If correct, this is a big deal, since "faster than light" in one reference frame means "back in time" in another.  Being able to send information back in time would lead to implausible, crazy new technology.

My best guess as to what's going on is that there’s a systematic error in OPERA we haven’t found yet.
My second best guess: light actually travels a little slower than c, at least around Earth. This could be due to interaction with some unknown particle cloud that’s consistently uniform and has a refractive index of 1.0002.

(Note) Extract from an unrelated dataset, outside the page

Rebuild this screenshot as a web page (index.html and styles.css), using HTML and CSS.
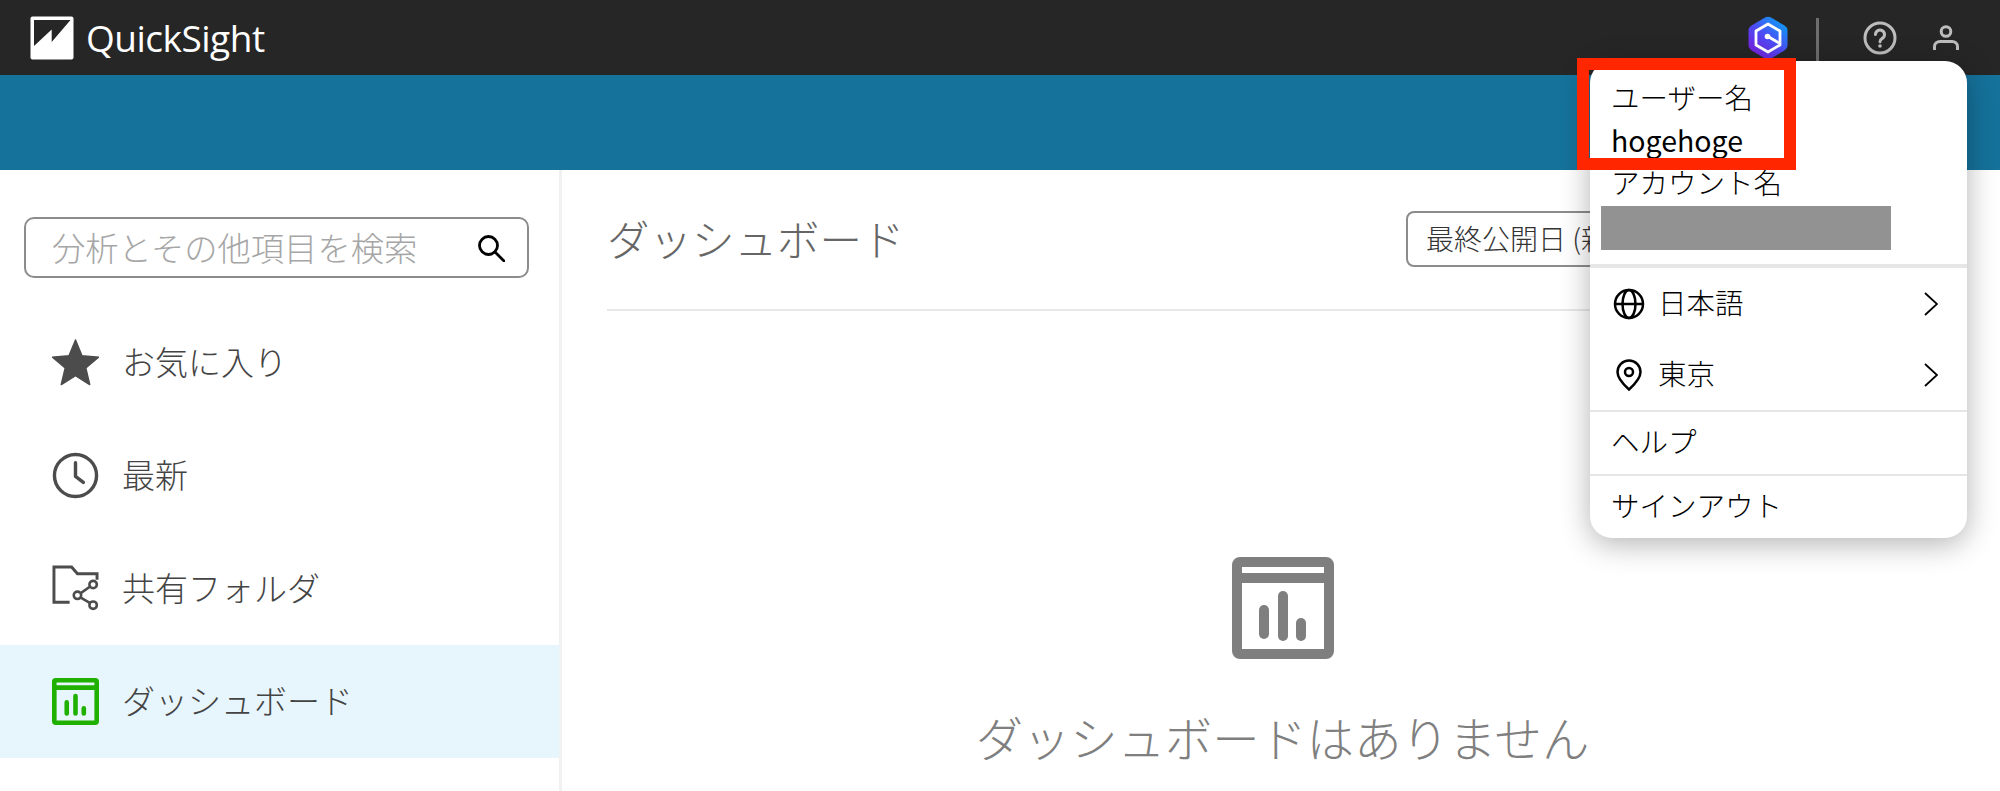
FILE: index.html
```html
<!DOCTYPE html>
<html lang="ja">
<head>
    <meta charset="UTF-8">
    <meta name="viewport" content="width=device-width, initial-scale=1.0">
    <title>QuickSight</title>
    <link rel="stylesheet" href="styles.css">
</head>
<body>
    <header class="topbar">
        <div class="brand">
            <svg class="brand-logo" viewBox="0 0 44 44">
                <rect x="0.5" y="0.5" width="43" height="43" rx="2" fill="#fff"/>
                <path d="M4 4H40.500L21.700 26V13.500L4 30Z" fill="#262626"/>
            </svg>
            <span class="brand-name">QuickSight</span>
        </div>
        <div class="topbar-right">
            <svg class="hex-icon" viewBox="0 0 40 44">
                <defs>
                    <linearGradient id="hexGrad" x1="0.15" y1="0.95" x2="0.85" y2="0.05">
                        <stop offset="0" stop-color="#7a1cdc"/>
                        <stop offset="0.5" stop-color="#4d4cf5"/>
                        <stop offset="1" stop-color="#0a9ff5"/>
                    </linearGradient>
                </defs>
                <path d="M17 1.500a6 6 0 0 1 6 0L36.500 9.500a6 6 0 0 1 3 5V29.500a6 6 0 0 1-3 5L23 42.500a6 6 0 0 1-6 0L3.500 34.500a6 6 0 0 1-3-5V14.500a6 6 0 0 1 3-5Z" fill="url(#hexGrad)"/>
                <path d="M20 8L32 15V29L20 36L8 29V15Z" fill="none" stroke="#fff" stroke-width="2.800" stroke-linejoin="round"/>
                <path d="M20 20.500L31 27" stroke="#fff" stroke-width="2.800"/>
                <circle cx="19.500" cy="20.500" r="2.800" fill="#fff"/>
            </svg>
            <div class="topbar-sep"></div>
            <svg class="help-icon" viewBox="0 0 34 34" fill="none" stroke="#bdbdbd" stroke-width="3">
                <circle cx="17" cy="17" r="15"/>
                <path d="M12.500 13.500a4.500 4.500 0 1 1 6.800 3.900c-1.500.9-2.300 1.700-2.300 3.300" stroke-linecap="round"/>
                <circle cx="17" cy="25" r="1.800" fill="#bdbdbd" stroke="none"/>
            </svg>
            <svg class="user-icon" viewBox="0 0 26 26" fill="none" stroke="#bdbdbd" stroke-width="3">
                <circle cx="13" cy="6.500" r="4.800"/>
                <path d="M1.500 25v-3.500c0-3 2.500-5 5.500-5h12c3 0 5.500 2 5.500 5V25"/>
            </svg>
        </div>
    </header>
    <div class="bluebar"></div>

    <div class="layout">
        <aside class="sidebar">
            <div class="search-box">
                <span class="search-placeholder">分析とその他項目を検索</span>
                <svg class="search-icon" viewBox="0 0 28 28" fill="none" stroke="#000" stroke-width="2.800">
                    <circle cx="11.500" cy="11.500" r="9"/>
                    <path d="M18 18L27 27" stroke-linecap="round"/>
                </svg>
            </div>
            <nav class="nav-list">
                <div class="nav-item">
                    <svg class="nav-icon" viewBox="0 0 48 48">
                        <path d="M24 1L30.500 17L47.500 18.500L34.500 29.500L38.500 46.500L24 37.500L9.500 46.500L13.500 29.500L0.500 18.500L17.500 17Z" fill="#4c4c4c" stroke="#4c4c4c" stroke-width="1.500" stroke-linejoin="round"/>
                    </svg>
                    <span>お気に入り</span>
                </div>
                <div class="nav-item">
                    <svg class="nav-icon" viewBox="0 0 48 48" fill="none" stroke="#4c4c4c">
                        <circle cx="24" cy="24" r="21.500" stroke-width="3.500"/>
                        <path d="M24 11V25L32 31" stroke-width="3.500" stroke-linecap="round" stroke-linejoin="round"/>
                    </svg>
                    <span>最新</span>
                </div>
                <div class="nav-item">
                    <svg class="nav-icon" viewBox="0 0 48 48" fill="none" stroke="#4c4c4c" stroke-width="2.600">
                        <path d="M18 38H2V2H20L26 9H46V15" stroke-width="3"/>
                        <circle cx="42" cy="20" r="3.800"/>
                        <circle cx="26" cy="31" r="3.800"/>
                        <circle cx="42" cy="41" r="3.800"/>
                        <path d="M29 29L39 22M29 33L39 39"/>
                    </svg>
                    <span>共有フォルダ</span>
                </div>
                <div class="nav-item active">
                    <svg class="nav-icon" viewBox="0 0 102 102">
                        <path fill-rule="evenodd" d="M8 0H94a8 8 0 0 1 8 8V94a8 8 0 0 1-8 8H8a8 8 0 0 1-8-8V8a8 8 0 0 1 8-8ZM10 10V16H92V10ZM10 26V92H92V26Z" fill="#1fb000"/>
                        <rect x="27" y="48" width="10" height="34" rx="5" fill="#1fb000"/>
                        <rect x="46" y="34" width="10" height="48" rx="5" fill="#1fb000"/>
                        <rect x="64" y="61" width="10" height="21" rx="5" fill="#1fb000"/>
                    </svg>
                    <span>ダッシュボード</span>
                </div>
            </nav>
        </aside>

        <main class="content">
            <div class="content-head">
                <h1 class="content-title">ダッシュボード</h1>
                <div class="sort-select">最終公開日 (新しい順)</div>
            </div>
            <div class="empty-state">
                <svg class="empty-icon" viewBox="0 0 102 102">
                    <path fill-rule="evenodd" d="M8 0H94a8 8 0 0 1 8 8V94a8 8 0 0 1-8 8H8a8 8 0 0 1-8-8V8a8 8 0 0 1 8-8ZM10 10V16H92V10ZM10 26V92H92V26Z" fill="#7f7f7f"/>
                    <rect x="27" y="48" width="10" height="34" rx="5" fill="#7f7f7f"/>
                    <rect x="46" y="34" width="10" height="50" rx="5" fill="#7f7f7f"/>
                    <rect x="64" y="61" width="10" height="23" rx="5" fill="#7f7f7f"/>
                </svg>
                <p class="empty-text">ダッシュボードはありません</p>
            </div>
        </main>
    </div>

    <!-- user menu, opened over the page -->
    <div class="user-menu">
        <div class="menu-info">
            <div class="menu-label">ユーザー名</div>
            <div class="menu-value">hogehoge</div>
            <div class="menu-label account-label">アカウント名</div>
            <div class="masked"></div>
        </div>
        <div class="menu-row lang-row">
            <svg class="row-icon" viewBox="0 0 32 32" fill="none" stroke="#000" stroke-width="2.500">
                <circle cx="16" cy="16" r="14"/>
                <ellipse cx="16" cy="16" rx="6.500" ry="14"/>
                <path d="M2 16H30"/>
            </svg>
            <span class="row-text">日本語</span>
            <svg class="chevron" viewBox="0 0 14 24" fill="none" stroke="#000" stroke-width="1.800"><path d="M1 1L13 12L1 23"/></svg>
        </div>
        <div class="menu-row region-row">
            <svg class="row-icon" viewBox="0 0 32 32" fill="none" stroke="#000" stroke-width="2.500">
                <path d="M16 30.500C11 26 4.500 20 4.500 13a11.500 11.500 0 0 1 23 0C27.500 20 21 26 16 30.500Z"/>
                <circle cx="16" cy="13" r="4"/>
            </svg>
            <span class="row-text">東京</span>
            <svg class="chevron" viewBox="0 0 14 24" fill="none" stroke="#000" stroke-width="1.800"><path d="M1 1L13 12L1 23"/></svg>
        </div>
        <div class="menu-link help-link">ヘルプ</div>
        <div class="menu-link signout-link">サインアウト</div>
    </div>
    <div class="red-mark"></div>
</body>
</html>
```

FILE: styles.css
```css
html, body {
    height: 100%;
}
body {
    margin: 0;
    overflow: hidden;
    background: white;
    font-family: "Noto Sans CJK JP", "Noto Sans", sans-serif;
    font-weight: 300;
    color: #444;
}
.topbar {
    height: 75px;
    background: #262626;
    display: flex;
    align-items: center;
    justify-content: space-between;
    padding: 0 41px 0 30px;
}
.brand {
    display: flex;
    align-items: center;
    gap: 12px;
}
.brand-logo {
    width: 44px;
    height: 44px;
}
.brand-name {
    font-family: "Open Sans", sans-serif;
    font-weight: 400;
    font-size: 37px;
    letter-spacing: -0.500px;
    color: white;
}
.topbar-right {
    display: flex;
    align-items: center;
}
.hex-icon {
    width: 40px;
    height: 44px;
    margin-right: 28px;
}
.topbar-sep {
    width: 3px;
    height: 57px;
    margin-top: 18px;
    background: #6e6e6e;
    margin-right: 44px;
}
.help-icon {
    width: 34px;
    height: 34px;
    margin-right: 36px;
}
.user-icon {
    width: 26px;
    height: 26px;
}
.bluebar {
    height: 95px;
    background: #15729b;
}
.layout {
    display: flex;
    height: 621px;
}
.sidebar {
    flex: none;
    width: 562px;
    border-right: 3px solid #f0f1f2;
    padding-top: 47px;
    box-sizing: border-box;
}
.search-box {
    width: 505px;
    height: 61px;
    margin-left: 24px;
    box-sizing: border-box;
    border: 2.500px solid #8c8c8c;
    border-radius: 10px;
    display: flex;
    align-items: center;
    justify-content: space-between;
    padding: 0 22px 0 26px;
}
.search-placeholder {
    font-size: 33.300px;
    line-height: 50px;
    margin-top: -2px;
    color: #a6a6a6;
}
.search-icon {
    width: 28px;
    height: 28px;
}
.nav-list {
    margin-top: 28px;
}
.nav-item {
    height: 113px;
    display: flex;
    align-items: center;
    gap: 23px;
    padding-left: 52px;
    font-size: 33px;
    color: #444;
}
.nav-item span {
    margin-top: -4px;
}
.nav-item.active {
    background: #e7f5fc;
}
.nav-icon {
    width: 47px;
    height: 47px;
    flex: none;
}
.content {
    flex: 1;
    padding: 0 40px 0 45px;
    min-width: 0;
}
.content-head {
    height: 141px;
    border-bottom: 2px solid #e8e8e8;
    display: flex;
    align-items: center;
    justify-content: space-between;
    box-sizing: border-box;
}
.content-title {
    margin: -4px 0 0;
    font-size: 42.500px;
    font-weight: 300;
    color: #666;
}
.sort-select {
    width: 554px;
    height: 56px;
    margin-top: -1px;
    box-sizing: border-box;
    border: 2px solid #8c8c8c;
    border-radius: 8px;
    padding-left: 18px;
    font-size: 28px;
    line-height: 50px;
    color: #333;
    white-space: nowrap;
    overflow: hidden;
}
.empty-state {
    display: flex;
    flex-direction: column;
    align-items: center;
    padding-top: 246px;
    margin-left: -2px;
}
.empty-icon {
    width: 102px;
    height: 102px;
}
.empty-text {
    margin: 46px 0 0;
    font-size: 47.300px;
    line-height: 64px;
    color: #7f7f7f;
}

.user-menu {
    position: absolute;
    left: 1590px;
    top: 61px;
    width: 377px;
    height: 477px;
    background: white;
    border-radius: 22px;
    box-shadow: 0 6px 30px rgba(0,0,0,0.3);
    color: #000;
    font-size: 28.500px;
    overflow: hidden;
}
.menu-info {
    height: 187px;
    border-bottom: 4px solid #e6e6e6;
    padding: 16px 0 0 21px;
}
.menu-label {
    line-height: 40px;
}
.menu-value {
    font-weight: 400;
    line-height: 40px;
    margin-top: 3px;
}
.account-label {
    margin-top: 2px;
}
.masked {
    width: 290px;
    height: 44px;
    margin: 4px 0 0 -10px;
    background: #929292;
}
.menu-row {
    height: 71px;
    display: flex;
    align-items: center;
    padding: 0 29px 0 23px;
}
.row-icon {
    width: 32px;
    height: 32px;
    flex: none;
}
.row-text {
    flex: 1;
    margin-left: 13px;
    margin-top: -4px;
}
.chevron {
    width: 14px;
    height: 24px;
}
.region-row {
    border-bottom: 2px solid #e6e6e6;
}
.menu-link {
    height: 64px;
    line-height: 58px;
    padding-left: 21px;
    box-sizing: border-box;
}
.help-link {
    border-bottom: 2px solid #e6e6e6;
}
.red-mark {
    position: absolute;
    left: 1577px;
    top: 58px;
    width: 219px;
    height: 112px;
    box-sizing: border-box;
    border: 12px solid #ff2600;
}
```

No, this isn’t the aether, and this isn’t experimentally contradicted by the fact that the speed of light doesn’t change as the Earth changes velocity through this field. Just as the speed of light through a moving glass rod isn’t greater or smaller than through a still glass rod (neglecting dispersion, which comes into play as the Doppler-shifted frequency of light causes n to change slightly), moving through this weakly-interacting particle background doesn’t change the observed velocity of light, unless the medium is dispersive. A good assumption would be the medium isn't noticeably dispersive: whatever transitions the light interacts with are of such high energy that photons we generate all look about the same, and dispersion isn’t measurable.

Heck, the medium could even be dark matter. This hypothesis solves a bunch of problems, like why the neutrinos from the 1987A supernova were coincident with (and not before) the photons. Under this hypothesis, the photons traveling though deep interstellar space would not be slowed by the presumably rarefied dark matter there.

Like I said, my money’s still on the possibility that there’s a systematic experimental error at OPERA. However, I find the idea of a vacuum/dark matter refractive index a lot more palatable than particles that violate causality. I haven’t yet heard a good reason to discredit this idea, so I thought I’d post it.
Background: I have an honours physics undergrad degree, but I’m now a neuroscientist. None of my colleagues are capable of evaluating this idea; if it’s rubbish please don’t hesitate to point out why.